◆ Objective ◆
Find each line with the string "components" and copy it.

◆ Material supplied ◆
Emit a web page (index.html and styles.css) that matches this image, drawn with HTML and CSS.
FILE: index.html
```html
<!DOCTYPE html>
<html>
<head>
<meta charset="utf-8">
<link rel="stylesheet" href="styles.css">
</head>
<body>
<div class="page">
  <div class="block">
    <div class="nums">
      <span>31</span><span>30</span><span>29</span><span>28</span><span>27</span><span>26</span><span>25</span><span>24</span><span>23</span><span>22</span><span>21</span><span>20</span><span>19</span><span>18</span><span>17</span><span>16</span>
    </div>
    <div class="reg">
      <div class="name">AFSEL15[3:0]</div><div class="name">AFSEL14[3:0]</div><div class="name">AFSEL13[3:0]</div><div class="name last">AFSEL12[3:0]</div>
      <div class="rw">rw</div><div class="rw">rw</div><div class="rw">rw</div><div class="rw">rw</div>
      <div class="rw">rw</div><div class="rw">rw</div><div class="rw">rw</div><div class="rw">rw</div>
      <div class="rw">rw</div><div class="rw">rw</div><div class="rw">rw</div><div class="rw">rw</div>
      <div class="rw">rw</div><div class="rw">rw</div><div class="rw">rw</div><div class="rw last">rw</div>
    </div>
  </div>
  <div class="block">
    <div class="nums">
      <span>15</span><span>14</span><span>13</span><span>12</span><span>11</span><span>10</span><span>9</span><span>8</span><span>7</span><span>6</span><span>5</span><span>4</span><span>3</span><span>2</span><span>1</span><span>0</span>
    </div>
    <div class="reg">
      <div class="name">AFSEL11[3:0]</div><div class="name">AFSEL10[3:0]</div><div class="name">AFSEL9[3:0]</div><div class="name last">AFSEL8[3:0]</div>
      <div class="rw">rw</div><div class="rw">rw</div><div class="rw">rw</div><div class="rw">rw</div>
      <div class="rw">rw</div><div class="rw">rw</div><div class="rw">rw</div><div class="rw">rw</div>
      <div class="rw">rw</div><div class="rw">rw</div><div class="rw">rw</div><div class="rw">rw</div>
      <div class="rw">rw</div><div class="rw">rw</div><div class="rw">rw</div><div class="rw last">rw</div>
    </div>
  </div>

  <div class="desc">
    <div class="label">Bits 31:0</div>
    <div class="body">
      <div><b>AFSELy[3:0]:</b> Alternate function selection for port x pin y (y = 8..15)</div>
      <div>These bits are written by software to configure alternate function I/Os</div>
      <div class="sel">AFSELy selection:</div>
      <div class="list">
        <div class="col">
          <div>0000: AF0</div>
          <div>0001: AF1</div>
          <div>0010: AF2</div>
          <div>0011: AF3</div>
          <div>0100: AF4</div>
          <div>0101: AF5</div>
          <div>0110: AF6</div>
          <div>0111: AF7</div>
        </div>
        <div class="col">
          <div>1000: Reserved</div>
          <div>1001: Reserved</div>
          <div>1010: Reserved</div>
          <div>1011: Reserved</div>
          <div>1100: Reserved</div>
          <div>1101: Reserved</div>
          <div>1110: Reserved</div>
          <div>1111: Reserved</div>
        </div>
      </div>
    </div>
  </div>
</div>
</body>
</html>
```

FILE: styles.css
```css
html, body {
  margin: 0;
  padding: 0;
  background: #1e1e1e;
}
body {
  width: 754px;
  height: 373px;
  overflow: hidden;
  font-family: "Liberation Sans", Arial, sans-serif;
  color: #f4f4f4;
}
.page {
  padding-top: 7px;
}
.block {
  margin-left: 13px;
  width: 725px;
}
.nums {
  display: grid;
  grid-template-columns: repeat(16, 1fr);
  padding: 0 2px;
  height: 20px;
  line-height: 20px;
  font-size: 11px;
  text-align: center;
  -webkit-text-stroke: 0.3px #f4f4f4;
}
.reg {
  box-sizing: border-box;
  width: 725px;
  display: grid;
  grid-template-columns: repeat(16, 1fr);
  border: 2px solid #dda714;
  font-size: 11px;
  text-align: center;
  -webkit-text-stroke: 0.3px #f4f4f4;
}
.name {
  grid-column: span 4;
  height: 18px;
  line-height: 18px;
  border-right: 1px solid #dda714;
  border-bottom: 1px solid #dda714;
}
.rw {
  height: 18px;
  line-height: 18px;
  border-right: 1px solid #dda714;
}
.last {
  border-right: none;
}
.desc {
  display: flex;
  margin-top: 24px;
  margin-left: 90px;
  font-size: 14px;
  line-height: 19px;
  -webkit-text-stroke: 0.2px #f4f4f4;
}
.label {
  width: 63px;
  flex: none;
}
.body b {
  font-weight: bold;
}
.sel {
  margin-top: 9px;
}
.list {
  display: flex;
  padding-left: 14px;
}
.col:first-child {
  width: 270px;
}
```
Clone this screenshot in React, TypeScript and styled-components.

---

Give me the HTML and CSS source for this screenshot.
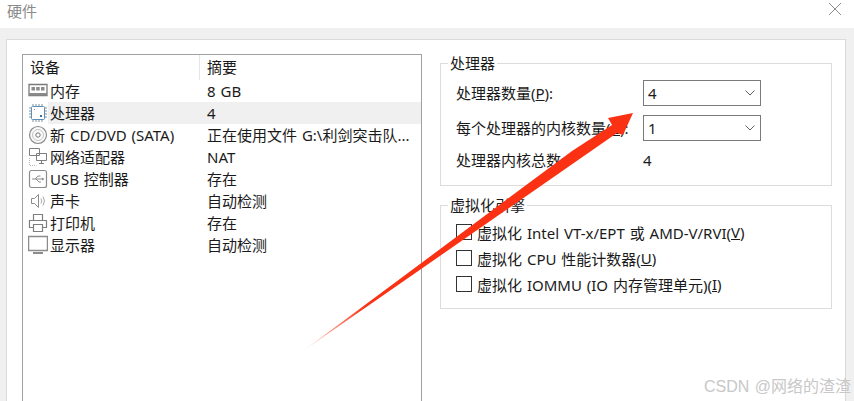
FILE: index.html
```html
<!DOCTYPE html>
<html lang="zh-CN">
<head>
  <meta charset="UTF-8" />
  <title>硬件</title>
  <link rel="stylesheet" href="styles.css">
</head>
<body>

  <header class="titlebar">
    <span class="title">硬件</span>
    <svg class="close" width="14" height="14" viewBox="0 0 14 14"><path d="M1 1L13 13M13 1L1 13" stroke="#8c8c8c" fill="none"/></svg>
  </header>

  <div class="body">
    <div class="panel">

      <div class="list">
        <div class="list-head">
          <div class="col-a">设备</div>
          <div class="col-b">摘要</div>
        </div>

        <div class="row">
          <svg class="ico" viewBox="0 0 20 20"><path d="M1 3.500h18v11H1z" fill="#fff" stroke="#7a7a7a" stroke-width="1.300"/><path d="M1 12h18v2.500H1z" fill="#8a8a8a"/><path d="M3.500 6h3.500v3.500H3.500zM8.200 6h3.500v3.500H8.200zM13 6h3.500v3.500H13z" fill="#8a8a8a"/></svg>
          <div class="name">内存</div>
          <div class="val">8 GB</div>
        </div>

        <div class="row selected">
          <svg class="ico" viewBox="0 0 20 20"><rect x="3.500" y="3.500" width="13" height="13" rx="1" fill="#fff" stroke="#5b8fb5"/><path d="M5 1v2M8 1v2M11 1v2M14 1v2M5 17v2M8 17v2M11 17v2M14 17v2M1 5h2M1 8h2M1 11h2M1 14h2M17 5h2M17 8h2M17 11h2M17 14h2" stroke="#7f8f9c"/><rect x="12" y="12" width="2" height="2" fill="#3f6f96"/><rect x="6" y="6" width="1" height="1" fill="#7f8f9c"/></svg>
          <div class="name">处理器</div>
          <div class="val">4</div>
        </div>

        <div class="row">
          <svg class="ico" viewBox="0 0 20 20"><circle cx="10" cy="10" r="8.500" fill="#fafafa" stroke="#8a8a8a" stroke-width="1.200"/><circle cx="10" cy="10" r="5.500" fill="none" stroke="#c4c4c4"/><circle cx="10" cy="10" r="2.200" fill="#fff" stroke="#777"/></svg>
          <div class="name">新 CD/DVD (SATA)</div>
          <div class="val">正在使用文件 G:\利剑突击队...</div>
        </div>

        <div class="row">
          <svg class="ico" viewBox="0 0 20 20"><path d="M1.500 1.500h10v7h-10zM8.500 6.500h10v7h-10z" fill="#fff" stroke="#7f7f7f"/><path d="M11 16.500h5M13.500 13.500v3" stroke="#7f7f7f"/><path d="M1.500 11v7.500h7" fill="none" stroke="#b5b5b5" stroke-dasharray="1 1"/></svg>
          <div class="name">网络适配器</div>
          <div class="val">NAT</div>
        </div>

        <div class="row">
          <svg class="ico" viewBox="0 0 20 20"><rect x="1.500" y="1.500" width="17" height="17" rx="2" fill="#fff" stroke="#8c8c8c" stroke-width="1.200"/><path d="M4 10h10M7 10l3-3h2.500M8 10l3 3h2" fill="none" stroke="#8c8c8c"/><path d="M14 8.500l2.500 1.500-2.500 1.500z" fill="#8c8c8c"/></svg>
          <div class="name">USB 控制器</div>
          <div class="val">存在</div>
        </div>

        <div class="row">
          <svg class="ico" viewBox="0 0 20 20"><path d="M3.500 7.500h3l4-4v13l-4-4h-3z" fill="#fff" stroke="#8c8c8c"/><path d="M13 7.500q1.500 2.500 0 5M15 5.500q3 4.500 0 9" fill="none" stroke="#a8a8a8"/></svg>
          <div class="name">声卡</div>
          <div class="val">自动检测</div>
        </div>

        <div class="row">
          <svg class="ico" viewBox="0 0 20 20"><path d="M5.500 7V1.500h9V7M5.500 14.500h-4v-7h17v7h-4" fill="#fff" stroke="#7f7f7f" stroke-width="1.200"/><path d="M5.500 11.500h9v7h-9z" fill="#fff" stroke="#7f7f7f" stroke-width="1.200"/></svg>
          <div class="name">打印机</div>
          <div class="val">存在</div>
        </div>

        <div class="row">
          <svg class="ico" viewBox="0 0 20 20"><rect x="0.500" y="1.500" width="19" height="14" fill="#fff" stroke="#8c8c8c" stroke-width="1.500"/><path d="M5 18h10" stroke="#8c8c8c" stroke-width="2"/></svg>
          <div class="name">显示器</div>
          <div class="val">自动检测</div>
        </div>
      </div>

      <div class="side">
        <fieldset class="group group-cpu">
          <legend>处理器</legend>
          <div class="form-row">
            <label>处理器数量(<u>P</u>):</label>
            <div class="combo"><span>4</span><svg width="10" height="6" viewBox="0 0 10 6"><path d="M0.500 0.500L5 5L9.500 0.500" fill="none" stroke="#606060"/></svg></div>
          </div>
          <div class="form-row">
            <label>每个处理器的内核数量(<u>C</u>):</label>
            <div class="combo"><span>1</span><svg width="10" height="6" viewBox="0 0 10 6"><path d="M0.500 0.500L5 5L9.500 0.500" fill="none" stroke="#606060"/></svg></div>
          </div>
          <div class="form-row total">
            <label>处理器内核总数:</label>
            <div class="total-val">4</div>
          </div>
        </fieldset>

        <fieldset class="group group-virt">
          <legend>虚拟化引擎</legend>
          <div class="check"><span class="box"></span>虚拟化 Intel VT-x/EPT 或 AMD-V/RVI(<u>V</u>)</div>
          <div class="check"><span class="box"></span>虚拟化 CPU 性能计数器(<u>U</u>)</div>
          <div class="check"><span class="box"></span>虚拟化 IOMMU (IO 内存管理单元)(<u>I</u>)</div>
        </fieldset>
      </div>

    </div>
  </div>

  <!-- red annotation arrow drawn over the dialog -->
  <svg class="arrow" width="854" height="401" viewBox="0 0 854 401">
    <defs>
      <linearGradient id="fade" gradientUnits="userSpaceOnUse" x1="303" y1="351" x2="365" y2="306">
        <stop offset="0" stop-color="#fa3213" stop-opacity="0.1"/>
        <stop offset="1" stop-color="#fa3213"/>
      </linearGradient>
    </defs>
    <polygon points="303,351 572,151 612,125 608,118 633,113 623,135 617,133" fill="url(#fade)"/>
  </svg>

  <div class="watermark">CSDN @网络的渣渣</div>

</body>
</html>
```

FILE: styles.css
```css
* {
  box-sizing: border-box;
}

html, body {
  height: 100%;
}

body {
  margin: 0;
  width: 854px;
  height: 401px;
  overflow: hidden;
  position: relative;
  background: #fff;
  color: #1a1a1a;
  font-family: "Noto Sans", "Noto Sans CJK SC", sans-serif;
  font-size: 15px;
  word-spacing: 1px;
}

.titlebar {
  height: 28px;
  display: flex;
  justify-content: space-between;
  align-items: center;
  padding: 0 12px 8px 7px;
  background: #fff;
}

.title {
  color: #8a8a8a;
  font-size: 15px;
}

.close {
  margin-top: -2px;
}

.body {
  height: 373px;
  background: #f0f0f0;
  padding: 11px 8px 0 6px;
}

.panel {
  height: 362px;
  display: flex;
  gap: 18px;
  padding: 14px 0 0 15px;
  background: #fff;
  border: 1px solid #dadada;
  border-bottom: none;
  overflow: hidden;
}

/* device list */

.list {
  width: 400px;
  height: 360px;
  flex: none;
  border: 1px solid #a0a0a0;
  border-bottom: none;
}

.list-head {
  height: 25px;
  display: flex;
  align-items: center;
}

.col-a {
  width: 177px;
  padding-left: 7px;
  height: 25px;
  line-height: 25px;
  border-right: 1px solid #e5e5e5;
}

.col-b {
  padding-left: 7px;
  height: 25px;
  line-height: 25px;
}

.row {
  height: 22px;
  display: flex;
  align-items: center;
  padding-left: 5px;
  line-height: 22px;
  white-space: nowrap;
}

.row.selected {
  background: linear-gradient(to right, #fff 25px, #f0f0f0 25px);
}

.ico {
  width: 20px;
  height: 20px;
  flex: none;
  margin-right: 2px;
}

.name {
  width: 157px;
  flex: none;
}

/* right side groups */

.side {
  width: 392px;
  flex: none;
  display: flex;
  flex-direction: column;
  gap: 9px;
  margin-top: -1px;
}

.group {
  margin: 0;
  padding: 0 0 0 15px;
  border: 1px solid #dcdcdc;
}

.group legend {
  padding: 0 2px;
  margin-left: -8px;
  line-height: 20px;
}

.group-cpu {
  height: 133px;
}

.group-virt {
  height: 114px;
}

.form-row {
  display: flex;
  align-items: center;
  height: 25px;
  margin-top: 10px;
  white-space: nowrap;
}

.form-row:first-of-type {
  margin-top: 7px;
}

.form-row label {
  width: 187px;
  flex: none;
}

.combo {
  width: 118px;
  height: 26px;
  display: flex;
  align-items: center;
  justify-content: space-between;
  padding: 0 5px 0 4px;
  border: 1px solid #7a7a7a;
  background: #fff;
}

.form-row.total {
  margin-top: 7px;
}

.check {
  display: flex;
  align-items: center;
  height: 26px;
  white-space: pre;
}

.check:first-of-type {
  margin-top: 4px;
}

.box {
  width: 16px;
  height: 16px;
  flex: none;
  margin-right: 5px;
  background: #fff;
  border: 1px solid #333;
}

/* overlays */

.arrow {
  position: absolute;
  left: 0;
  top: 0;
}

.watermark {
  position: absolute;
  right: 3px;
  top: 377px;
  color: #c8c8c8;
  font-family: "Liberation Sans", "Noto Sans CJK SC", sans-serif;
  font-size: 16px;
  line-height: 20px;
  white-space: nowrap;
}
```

* * *

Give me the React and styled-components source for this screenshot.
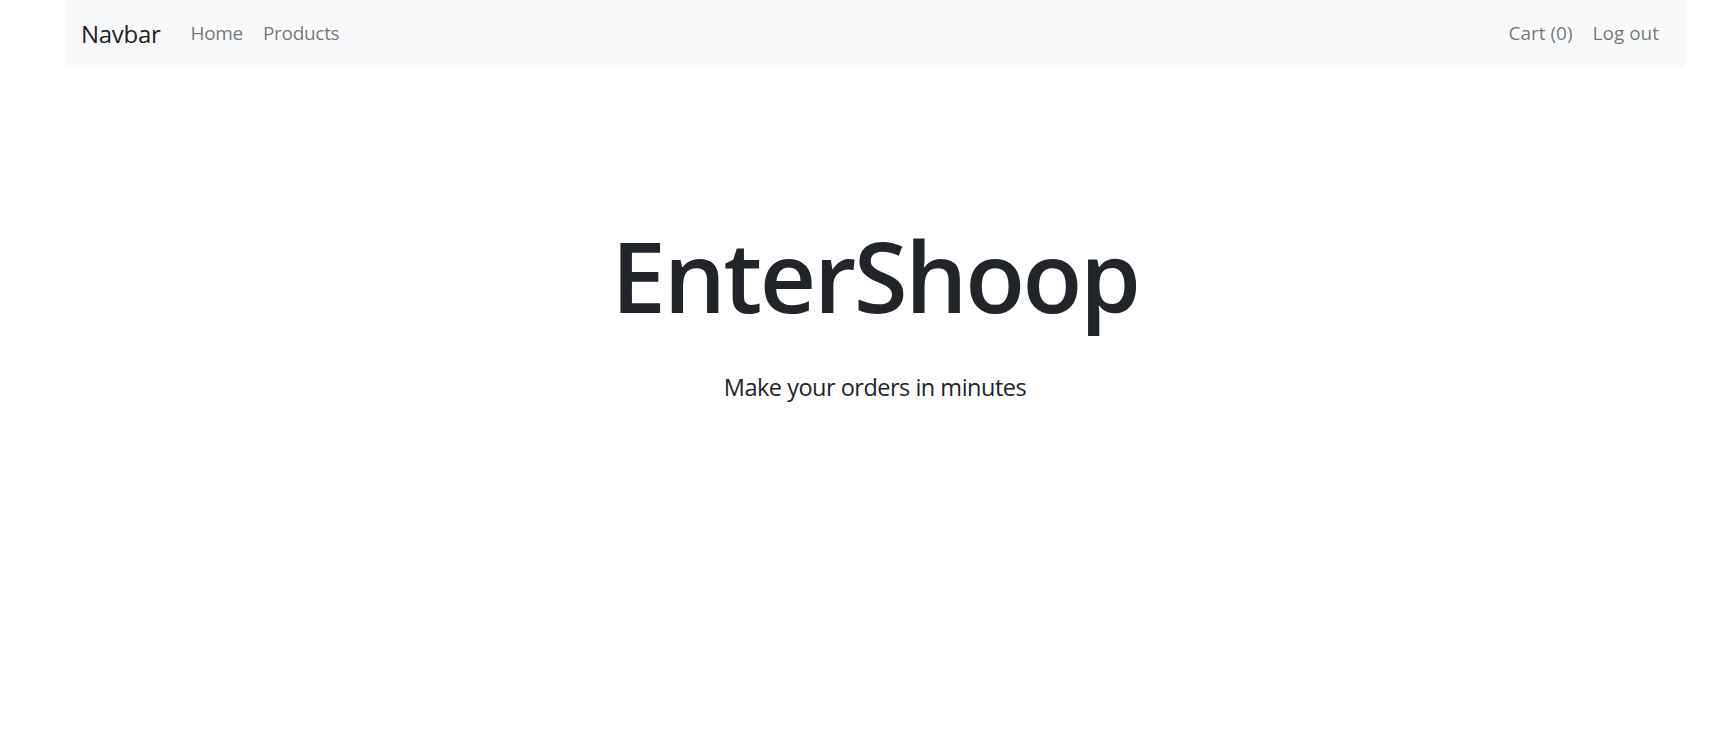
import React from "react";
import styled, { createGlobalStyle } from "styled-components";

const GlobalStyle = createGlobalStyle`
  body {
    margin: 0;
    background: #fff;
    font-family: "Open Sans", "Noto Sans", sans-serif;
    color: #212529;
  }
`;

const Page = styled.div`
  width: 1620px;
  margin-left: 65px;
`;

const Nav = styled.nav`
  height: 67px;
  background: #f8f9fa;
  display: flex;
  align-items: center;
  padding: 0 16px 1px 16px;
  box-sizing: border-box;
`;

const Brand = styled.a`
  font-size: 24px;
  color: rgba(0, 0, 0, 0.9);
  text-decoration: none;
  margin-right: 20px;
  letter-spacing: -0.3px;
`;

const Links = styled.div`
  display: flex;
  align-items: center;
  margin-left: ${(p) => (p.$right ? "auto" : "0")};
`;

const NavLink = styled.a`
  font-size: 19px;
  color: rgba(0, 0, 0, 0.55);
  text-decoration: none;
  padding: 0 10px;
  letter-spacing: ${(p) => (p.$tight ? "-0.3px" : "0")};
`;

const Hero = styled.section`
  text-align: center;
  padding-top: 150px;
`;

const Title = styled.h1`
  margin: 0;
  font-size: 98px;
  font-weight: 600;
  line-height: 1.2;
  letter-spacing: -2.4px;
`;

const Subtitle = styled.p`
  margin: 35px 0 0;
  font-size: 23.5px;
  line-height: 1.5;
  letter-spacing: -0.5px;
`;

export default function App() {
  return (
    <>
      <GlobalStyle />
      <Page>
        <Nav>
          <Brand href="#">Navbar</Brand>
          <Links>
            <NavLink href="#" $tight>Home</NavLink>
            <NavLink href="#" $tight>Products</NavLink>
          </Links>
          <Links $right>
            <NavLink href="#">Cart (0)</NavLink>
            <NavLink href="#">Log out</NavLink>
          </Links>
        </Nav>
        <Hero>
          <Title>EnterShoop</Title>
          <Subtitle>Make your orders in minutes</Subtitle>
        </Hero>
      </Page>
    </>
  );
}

◆ Solved problem ◆
Clone this screenshot in React, TypeScript and styled-components.
Give me the React and styled-components source for this screenshot.
import styled, { createGlobalStyle } from "styled-components";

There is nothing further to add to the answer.